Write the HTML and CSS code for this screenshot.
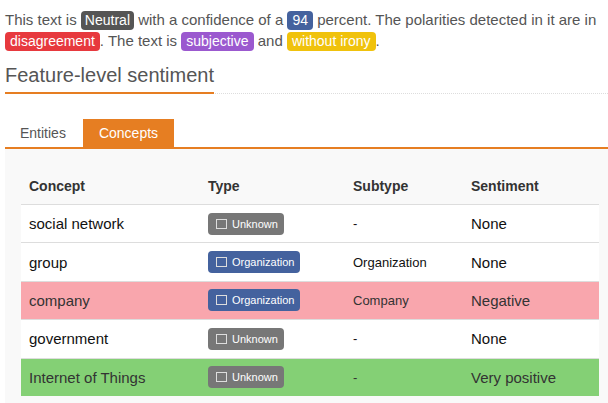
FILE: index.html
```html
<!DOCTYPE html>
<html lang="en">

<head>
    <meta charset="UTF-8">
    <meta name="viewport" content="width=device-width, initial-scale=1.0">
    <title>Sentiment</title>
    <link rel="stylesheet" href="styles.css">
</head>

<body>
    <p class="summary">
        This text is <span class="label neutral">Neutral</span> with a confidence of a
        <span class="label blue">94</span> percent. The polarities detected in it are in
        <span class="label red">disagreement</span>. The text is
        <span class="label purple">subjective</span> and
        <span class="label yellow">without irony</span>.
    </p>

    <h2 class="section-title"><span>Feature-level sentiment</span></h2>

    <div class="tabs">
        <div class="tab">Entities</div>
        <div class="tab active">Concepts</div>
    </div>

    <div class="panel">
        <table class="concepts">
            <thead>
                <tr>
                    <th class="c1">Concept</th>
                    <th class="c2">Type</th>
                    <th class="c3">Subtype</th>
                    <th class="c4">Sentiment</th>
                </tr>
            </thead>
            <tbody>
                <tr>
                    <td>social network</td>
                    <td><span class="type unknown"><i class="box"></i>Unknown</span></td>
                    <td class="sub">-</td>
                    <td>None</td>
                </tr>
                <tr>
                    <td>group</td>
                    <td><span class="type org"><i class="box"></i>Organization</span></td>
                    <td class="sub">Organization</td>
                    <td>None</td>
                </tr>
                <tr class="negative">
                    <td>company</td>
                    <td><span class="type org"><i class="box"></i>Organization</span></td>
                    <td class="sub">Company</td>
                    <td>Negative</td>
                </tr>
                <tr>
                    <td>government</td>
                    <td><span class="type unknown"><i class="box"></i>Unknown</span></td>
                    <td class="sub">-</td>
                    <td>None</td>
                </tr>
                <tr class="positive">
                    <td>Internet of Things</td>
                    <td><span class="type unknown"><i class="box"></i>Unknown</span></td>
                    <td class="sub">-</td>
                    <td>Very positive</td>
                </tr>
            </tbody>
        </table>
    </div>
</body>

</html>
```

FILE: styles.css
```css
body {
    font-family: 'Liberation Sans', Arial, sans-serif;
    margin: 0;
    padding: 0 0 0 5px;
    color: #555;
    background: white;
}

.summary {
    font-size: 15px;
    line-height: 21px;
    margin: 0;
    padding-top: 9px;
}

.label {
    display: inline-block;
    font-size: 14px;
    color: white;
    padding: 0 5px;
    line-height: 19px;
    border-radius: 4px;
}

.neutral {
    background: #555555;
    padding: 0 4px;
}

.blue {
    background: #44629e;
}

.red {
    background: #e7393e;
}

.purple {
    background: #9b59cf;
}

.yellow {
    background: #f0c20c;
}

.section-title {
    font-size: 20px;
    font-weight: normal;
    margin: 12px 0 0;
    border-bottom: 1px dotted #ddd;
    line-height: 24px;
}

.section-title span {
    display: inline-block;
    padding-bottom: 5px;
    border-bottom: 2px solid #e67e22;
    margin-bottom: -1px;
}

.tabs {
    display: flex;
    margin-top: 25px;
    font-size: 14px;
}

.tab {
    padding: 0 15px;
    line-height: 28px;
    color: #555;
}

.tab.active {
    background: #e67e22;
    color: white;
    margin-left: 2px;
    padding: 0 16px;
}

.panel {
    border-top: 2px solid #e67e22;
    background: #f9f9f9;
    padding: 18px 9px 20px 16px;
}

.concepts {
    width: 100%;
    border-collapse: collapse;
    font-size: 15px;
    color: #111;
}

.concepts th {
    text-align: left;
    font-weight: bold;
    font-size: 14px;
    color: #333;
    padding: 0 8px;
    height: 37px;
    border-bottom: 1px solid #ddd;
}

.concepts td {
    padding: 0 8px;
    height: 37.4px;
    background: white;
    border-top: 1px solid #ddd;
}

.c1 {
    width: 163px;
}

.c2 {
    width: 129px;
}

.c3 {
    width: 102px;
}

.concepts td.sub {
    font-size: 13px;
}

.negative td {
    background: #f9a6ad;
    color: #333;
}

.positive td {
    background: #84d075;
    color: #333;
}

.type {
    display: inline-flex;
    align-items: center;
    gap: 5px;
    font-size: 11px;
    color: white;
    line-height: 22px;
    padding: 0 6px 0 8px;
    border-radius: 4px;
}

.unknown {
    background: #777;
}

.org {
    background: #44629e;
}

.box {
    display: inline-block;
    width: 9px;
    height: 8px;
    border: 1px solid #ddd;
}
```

## What you should do
Repeat the listing in full and exactly. Leave any pictures out.

## Response for this exercise
Write the HTML and CSS code for this screenshot.
FILE: index.html
```html
<!DOCTYPE html>
<html lang="en">

<head>
    <meta charset="UTF-8">
    <meta name="viewport" content="width=device-width, initial-scale=1.0">
    <title>Sentiment</title>
    <link rel="stylesheet" href="styles.css">
</head>

<body>
    <p class="summary">
        This text is <span class="label neutral">Neutral</span> with a confidence of a
        <span class="label blue">94</span> percent. The polarities detected in it are in
        <span class="label red">disagreement</span>. The text is
        <span class="label purple">subjective</span> and
        <span class="label yellow">without irony</span>.
    </p>

    <h2 class="section-title"><span>Feature-level sentiment</span></h2>

    <div class="tabs">
        <div class="tab">Entities</div>
        <div class="tab active">Concepts</div>
    </div>

    <div class="panel">
        <table class="concepts">
            <thead>
                <tr>
                    <th class="c1">Concept</th>
                    <th class="c2">Type</th>
                    <th class="c3">Subtype</th>
                    <th class="c4">Sentiment</th>
                </tr>
            </thead>
            <tbody>
                <tr>
                    <td>social network</td>
                    <td><span class="type unknown"><i class="box"></i>Unknown</span></td>
                    <td class="sub">-</td>
                    <td>None</td>
                </tr>
                <tr>
                    <td>group</td>
                    <td><span class="type org"><i class="box"></i>Organization</span></td>
                    <td class="sub">Organization</td>
                    <td>None</td>
                </tr>
                <tr class="negative">
                    <td>company</td>
                    <td><span class="type org"><i class="box"></i>Organization</span></td>
                    <td class="sub">Company</td>
                    <td>Negative</td>
                </tr>
                <tr>
                    <td>government</td>
                    <td><span class="type unknown"><i class="box"></i>Unknown</span></td>
                    <td class="sub">-</td>
                    <td>None</td>
                </tr>
                <tr class="positive">
                    <td>Internet of Things</td>
                    <td><span class="type unknown"><i class="box"></i>Unknown</span></td>
                    <td class="sub">-</td>
                    <td>Very positive</td>
                </tr>
            </tbody>
        </table>
    </div>
</body>

</html>
```

FILE: styles.css
```css
body {
    font-family: 'Liberation Sans', Arial, sans-serif;
    margin: 0;
    padding: 0 0 0 5px;
    color: #555;
    background: white;
}

.summary {
    font-size: 15px;
    line-height: 21px;
    margin: 0;
    padding-top: 9px;
}

.label {
    display: inline-block;
    font-size: 14px;
    color: white;
    padding: 0 5px;
    line-height: 19px;
    border-radius: 4px;
}

.neutral {
    background: #555555;
    padding: 0 4px;
}

.blue {
    background: #44629e;
}

.red {
    background: #e7393e;
}

.purple {
    background: #9b59cf;
}

.yellow {
    background: #f0c20c;
}

.section-title {
    font-size: 20px;
    font-weight: normal;
    margin: 12px 0 0;
    border-bottom: 1px dotted #ddd;
    line-height: 24px;
}

.section-title span {
    display: inline-block;
    padding-bottom: 5px;
    border-bottom: 2px solid #e67e22;
    margin-bottom: -1px;
}

.tabs {
    display: flex;
    margin-top: 25px;
    font-size: 14px;
}

.tab {
    padding: 0 15px;
    line-height: 28px;
    color: #555;
}

.tab.active {
    background: #e67e22;
    color: white;
    margin-left: 2px;
    padding: 0 16px;
}

.panel {
    border-top: 2px solid #e67e22;
    background: #f9f9f9;
    padding: 18px 9px 20px 16px;
}

.concepts {
    width: 100%;
    border-collapse: collapse;
    font-size: 15px;
    color: #111;
}

.concepts th {
    text-align: left;
    font-weight: bold;
    font-size: 14px;
    color: #333;
    padding: 0 8px;
    height: 37px;
    border-bottom: 1px solid #ddd;
}

.concepts td {
    padding: 0 8px;
    height: 37.4px;
    background: white;
    border-top: 1px solid #ddd;
}

.c1 {
    width: 163px;
}

.c2 {
    width: 129px;
}

.c3 {
    width: 102px;
}

.concepts td.sub {
    font-size: 13px;
}

.negative td {
    background: #f9a6ad;
    color: #333;
}

.positive td {
    background: #84d075;
    color: #333;
}

.type {
    display: inline-flex;
    align-items: center;
    gap: 5px;
    font-size: 11px;
    color: white;
    line-height: 22px;
    padding: 0 6px 0 8px;
    border-radius: 4px;
}

.unknown {
    background: #777;
}

.org {
    background: #44629e;
}

.box {
    display: inline-block;
    width: 9px;
    height: 8px;
    border: 1px solid #ddd;
}
```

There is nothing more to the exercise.